CUSTOMERS / KASTLE

How Kastle ships compliance-grade voice AI to FDIC-insured banks with Cekura

Our agents are graphs, not prompts. Cekura is how we test each state and then end-to-end. It has become a critical part of our development pipeline, now we don't ship any agents to production without first aggressively testing them out on Cekura.

Nitish Poddar

Kastle CTO

Company

About

Kastle's voice agents handle the full borrower lifecycle: payment collection, right-party contact, identity verification, escrow, payoff, and loss mitigation. They run omnichannel across voice, SMS, email, and chat, and execute workflows directly inside ICE Mortgage Technology's MSP. The deployment results speak for themselves: 70% lower cost-per-call, 40% lower handle time, 90%+ CSAT, and over $100M in cash transactions processed.

Industry

Fintech & Consumer Lending AI

Company size

11–50

The Challenge

Kastle ships voice agents into FDIC-insured banks, where every borrower call is auditable and the wrong disclosure is a regulatory event, not a UX bug. Their agents were already built as graphs of states with state-specific compliance obligations, and three structural problems made it hard to iterate safely with off-the-shelf eval tools.

Graph-based agent design: Each agent was a directed graph of states like Gatekeeper, Verify DOB, Process Payment, Capture Promise-to-Pay, Negotiation, Language Routing, and Payoff. Each state regressed independently when the team iterated.
Conversation tests were too coarse: When a call failed, the team couldn't tell which state broke. Iteration needed a pass-fail signal at the state level, not on a 30-turn transcript.
Compliance lived at the state level: NACHA recitals happens during payment processing. Mini-Miranda happens at the gatekeeper transition. Averaging compliance across a full call hid where each obligation actually lived, and a regulator would not accept that view.

The Solution

Kastle built their testing on Cekura around node-based simulation. Every state has its own dedicated test suite, run in chat for coverage and in voice for realism.

Per-node scenario libraries: Every state in every agent has its own set of evaluators, with each scenario tagged to the node it targets. When a state changes, only that state's tests fire.
Chat first for coverage, then voice end-to-end: Kastle runs the same agents in chat mode first to get broad scenario coverage quickly. Once a node passes in chat, the same scenarios run end-to-end in voice to validate real behavior under audio.
Compliance metrics scoped to the right node: RESPA, NACHA, fair-housing, mini-Miranda, hallucination detection, and customer-specific rules are layered into a unified rubric. Each metric only evaluates at the node where the regulatory obligation lives.
Scenarios seeded from production calls: Real borrower call transcripts are turned into tagged scenarios for the affected node for that customer's deployed agent. The regression library for each customer grows directly from the traffic it is meant to protect.

The Results

Kastle's voice agents now ship with regression coverage that matches the regulator's view of the call.

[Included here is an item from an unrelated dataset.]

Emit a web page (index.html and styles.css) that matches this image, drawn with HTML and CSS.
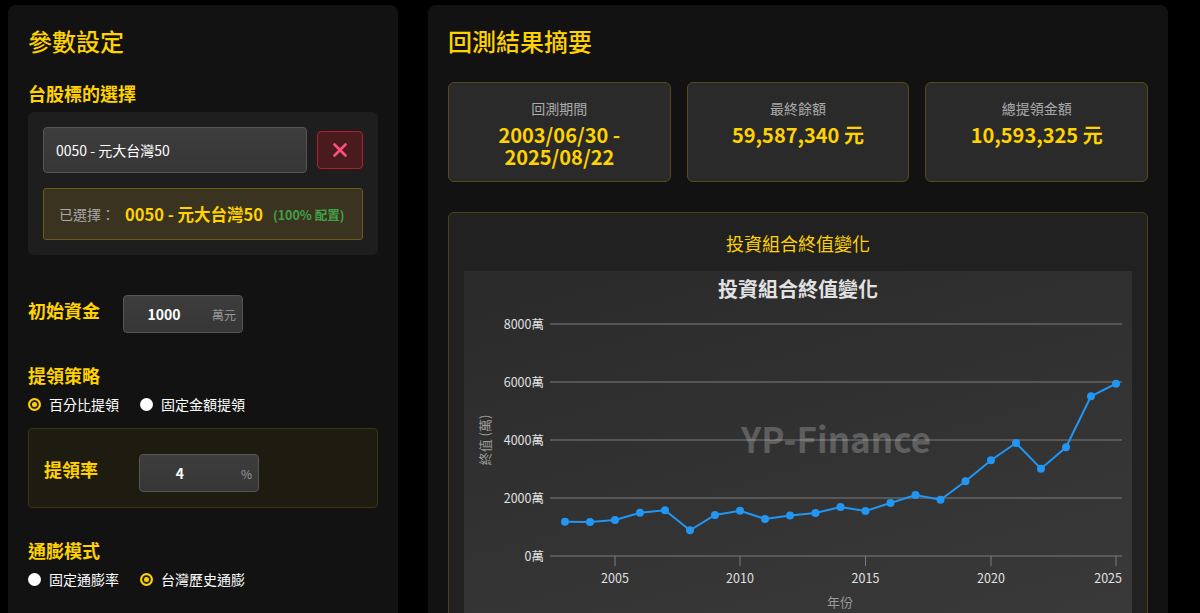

Compliance graded at the node level: Every release is scored against the full rubric at the state where each obligation lives, before any borrower traffic reaches it.
Quality lifts on every node: Each state is validated against thousands of edge cases before going live.

Coverage and realism, layered: Chat-first testing catches issues cheaply and broadly. Voice end-to-end testing then verifies real behavior under audio. Both modes run on the same scenarios.